Gov. Mike Pence's focus on a plan to certify veteran-owned businesses isn't enough response to reports that Indiana is lacking in services for former members of the military, four of the state's largest veterans' organizations said Friday.
Members of the groups vented their frustrations with the state's services for the nearly 476,000 veterans in Indiana and what they perceive as the Legislature's complacency during a news conference Friday.
A proposed bill would streamline the process for veteran-owned businesses to get business contracts more easily, something lobbyist Lisa Wilken with the support group American Veterans said would help that specific group, but doesn't address a larger number of military members.
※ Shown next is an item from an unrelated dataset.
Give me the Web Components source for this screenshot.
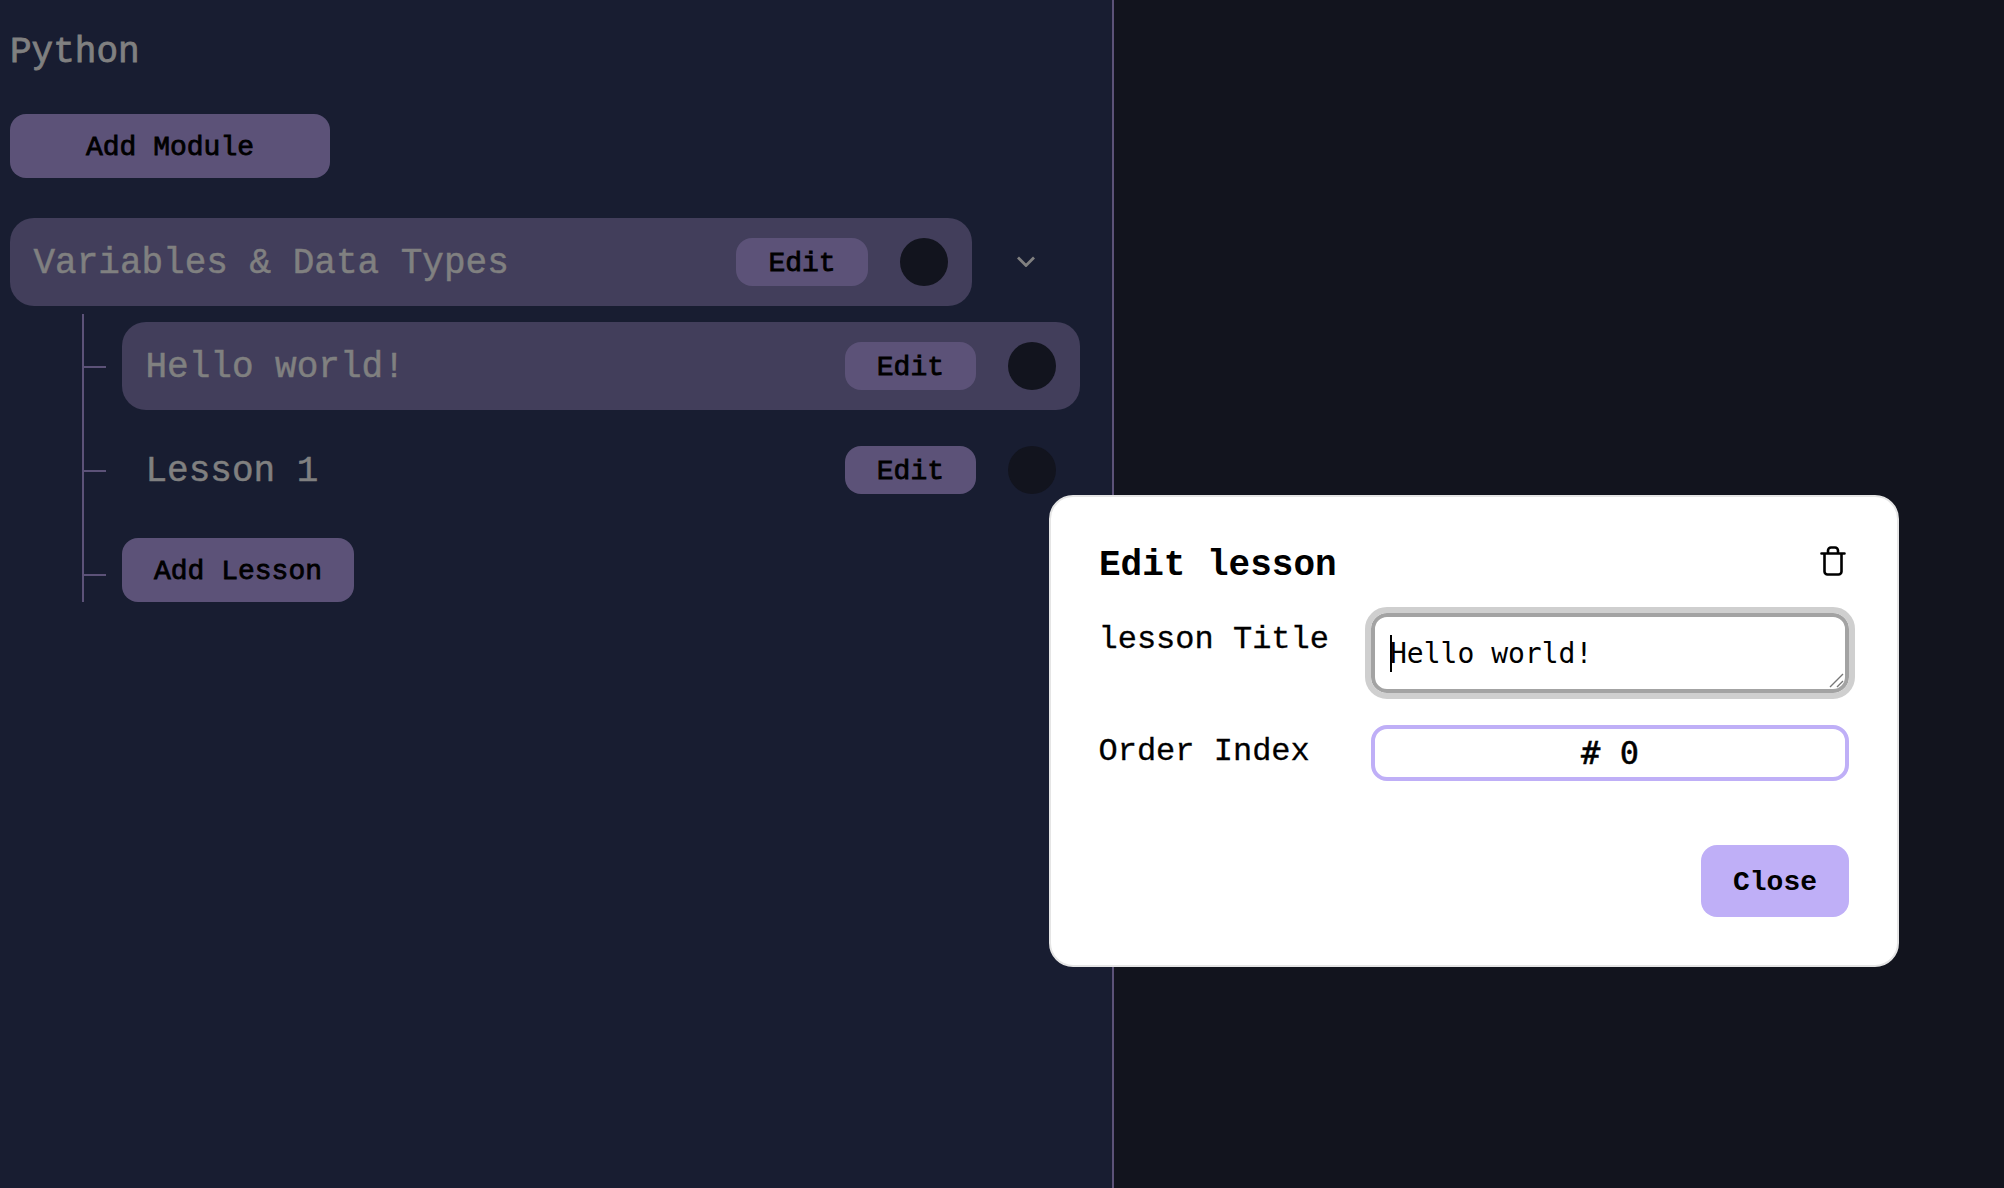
<!DOCTYPE html>
<html lang="en"><head><meta charset="utf-8"><title>Python</title>
<style>
html,body{margin:0;padding:0;height:100%;background:#12141e}
body{font-family:"Liberation Mono",monospace;overflow:hidden}
</style></head>
<body>
<app-shell>
  <side-panel slot="side" heading="Python">
    <pill-button wide>Add Module</pill-button>
    <tree-group>
      <tree-row slot="head" active style="--edit-w:132px">Variables &amp; Data Types</tree-row>
      <tree-row active>Hello world!</tree-row>
      <tree-row>Lesson 1</tree-row>
      <pill-button slot="add">Add Lesson</pill-button>
    </tree-group>
  </side-panel>
  <edit-dialog slot="dialog" heading="Edit lesson">
    <form-field label="lesson Title"><fake-textarea>Hello world!</fake-textarea></form-field>
    <form-field label="Order Index"><number-box>#&nbsp;0</number-box></form-field>
  </edit-dialog>
</app-shell>
<script>
function def(name, html, extra){
  const t=document.createElement('template');t.innerHTML=html;
  customElements.define(name,class extends HTMLElement{
    constructor(){super();this.attachShadow({mode:'open'}).appendChild(t.content.cloneNode(true));}
    connectedCallback(){if(extra)extra(this);}
  });
}
def('app-shell',`<style>
:host{display:block;position:relative;width:2004px;height:1188px;background:#12141e;overflow:hidden}
.dlg{position:absolute;left:1049px;top:495px}
</style><slot name="side"></slot><div class="dlg"><slot name="dialog"></slot></div>`);

def('side-panel',`<style>
:host{display:block;box-sizing:border-box;width:1114px;height:1188px;background:#181d31;border-right:2px solid #5c5278;padding:10px}
h1{margin:0 0 18px;height:86px;font:400 36px/86px "Liberation Mono",monospace;color:#808080;-webkit-text-stroke:.8px #808080}
::slotted(tree-group){margin-top:40px}
</style><h1></h1><slot></slot>`,el=>{el.shadowRoot.querySelector('h1').textContent=el.getAttribute('heading');});

def('pill-button',`<style>
:host{display:inline-flex;align-items:center;justify-content:center;box-sizing:border-box;height:64px;padding:2px 32px 0;background:#5c5278;color:#000;border-radius:16px;font:400 28px "Liberation Mono",monospace;-webkit-text-stroke:.8px #000;white-space:nowrap}
:host([wide]){width:320px;padding:2px 0 0}
:host([small]){width:var(--edit-w,131.2px);height:48px;padding:2px 0 0;border-radius:16px}
</style><slot></slot>`);

def('tree-group',`<style>
:host{display:block;width:1070px}
.head{display:flex;align-items:center}
.head ::slotted(*){flex:1}
.chev{flex:none;width:108px;display:flex;justify-content:center}
.chev svg{margin:-2px 0 0 -1px}
.branch{display:flex;margin-top:8px}
.lines{flex:none;width:24px;height:288px;margin:0 16px 0 72px}
.list{flex:1;display:flex;flex-direction:column;gap:16px;padding-top:8px;align-items:stretch}
.add{margin-top:8px}
</style>
<div class="head"><slot name="head"></slot>
  <div class="chev"><svg width="18" height="11" viewBox="0 0 18 11" fill="none"><path d="M1 1.5 9 9.5 17 1.5" stroke="#808080" stroke-width="2.8"/></svg></div>
</div>
<div class="branch">
  <svg class="lines" viewBox="0 0 24 288" fill="none" stroke="#5c5278" stroke-width="2"><path d="M1 0V288M1 53H24M1 157H24M1 261H24"/></svg>
  <div class="list"><slot></slot><div class="add"><slot name="add"></slot></div></div>
</div>`);

def('tree-row',`<style>
:host{display:flex;align-items:center;box-sizing:border-box;height:88px;padding:0 24px;border-radius:24px;color:#808080;font:400 36px "Liberation Mono",monospace;-webkit-text-stroke:.5px #808080}
:host([active]){background:#423e5b}
.t{flex:1;white-space:pre;padding-top:3px;margin-left:-.5px}
.dot{width:48px;height:48px;border-radius:50%;background:#12141e;margin-left:32px;flex:none}
</style><span class="t"><slot></slot></span><pill-button small>Edit</pill-button><span class="dot"></span>`);

def('edit-dialog',`<style>
:host{display:block;box-sizing:border-box;width:850px;height:472px;background:#fff;border:2px solid #e5e5e5;border-radius:24px;padding:48px;color:#000}
.top{display:flex;justify-content:space-between;align-items:flex-start;height:44px;margin-bottom:24px}
h2{margin:0;font:700 36px/42px "Liberation Mono",monospace;white-space:pre}
svg{margin:1px 3px 0 0}
.rows{display:flex;flex-direction:column;gap:32px}
.foot{display:flex;justify-content:flex-end;margin:64px 0 0}
.close{display:flex;align-items:center;justify-content:center;box-sizing:border-box;padding-top:2px;width:148px;height:72px;background:#bfaff7;border-radius:16px;font:700 28px "Liberation Mono",monospace}
</style>
<div class="top"><h2></h2>
<svg width="26" height="30" viewBox="0 0 26 30" fill="none" stroke="#000" stroke-width="2.6" stroke-linecap="round" stroke-linejoin="round"><path d="M1.5 7.5H24.5M8 7.5V4.5A3 3 0 0 1 11 1.5H15A3 3 0 0 1 18 4.5V7.5M4.5 7.5V25.5A3 3 0 0 0 7.5 28.5H18.5A3 3 0 0 0 21.5 25.5V7.5"/></svg></div>
<div class="rows"><slot></slot></div>
<div class="foot"><div class="close">Close</div></div>`,el=>{el.shadowRoot.querySelector('h2').textContent=el.getAttribute('heading');});

def('form-field',`<style>
:host{display:grid;grid-template-columns:272px 478px;align-items:start}
.l{font:400 32px/53px "Liberation Mono",monospace;white-space:pre;margin-left:-.5px;-webkit-text-stroke:.3px #000}
</style><div class="l"></div><slot></slot>`,el=>{el.shadowRoot.querySelector('.l').textContent=el.getAttribute('label');});

def('fake-textarea',`<style>
:host{display:block;position:relative;box-sizing:border-box;height:80px;border:4px solid #a3a3a3;outline:6px solid #cfcfcf;border-radius:16px;padding:18px 15px 0;font:400 28px/38px "DejaVu Sans Mono",monospace;color:#000}
.caret{display:inline-block;width:2px;height:37px;background:#000;margin-right:-2px;vertical-align:-9px}
svg{position:absolute;right:0;bottom:0}
</style><span class="caret"></span><slot></slot>
<svg width="16" height="16" viewBox="0 0 16 16" fill="none" stroke="#777" stroke-width="1.4"><path d="M1 14 14 1M8 14 14 8"/></svg>`);

def('number-box',`<style>
:host{display:flex;align-items:center;justify-content:center;box-sizing:border-box;height:56px;border:4px solid #bfaff7;border-radius:16px;font:400 32px "DejaVu Sans Mono",monospace;-webkit-text-stroke:.5px #000;color:#000}
</style><slot></slot>`);
</script>
</body></html>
She also said her group—as well as other groups — attempted to meet with Pence's staff to talk about different ideas for legislation, but received no feedback.
"That's discouraging because the Governor's Office being there to testify on the legislation sends a strong message to our Indiana General Assembly," Wilken said.
Pence spokeswoman Kara Brooks responded that under the Republican's leadership, the state has made strides addressing veterans' concerns, citing the nearly $760 million in federal money the state received since 2011.
But Retired Brig. Gen. Jim Bauerle, who volunteers with the Veterans Coalition of Indiana, said the increase is a result of the four veterans' organizations' work helping veterans claim their benefits.
"That was never a priority of the Governor nor was it a legislative priority of the Senate or the House," he said. "Those are the organizations that have done the lion's share of the work."
A 2014 third-party report on the Indiana Department of Veterans Affairs found the department had shortfalls in its strategy and does little outreach, suggesting a "true redesign" of the department. The report by Public Consulting Group found that in 2013, the state spent $3.67 per veteran. Meanwhile, Texas spent $18.69, Missouri spent $15.97 and Alabama spent $29.40.
This year, the state Senate is working on including all veterans in the Military Family Relief Fund, which subsidizes expenses such as housing and medical bills. Currently, the fund only supports post-Sept. 11 veterans. The proposed bill would also provide avenues for people to donate to the fund through their tax returns.
The state has 710 homeless veterans, Army Brig. Gen. Malcolm Frost has said, and the unemployment rate for those who served in Iraq and Afghanistan is 10 percent—three points higher than the national average.
"Where is the governor's priority on taking care of veterans?" Bauerle said. "They wipe their hands of it and say 'Well, it's for the federal government to do' instead of being progressive and forward thinking."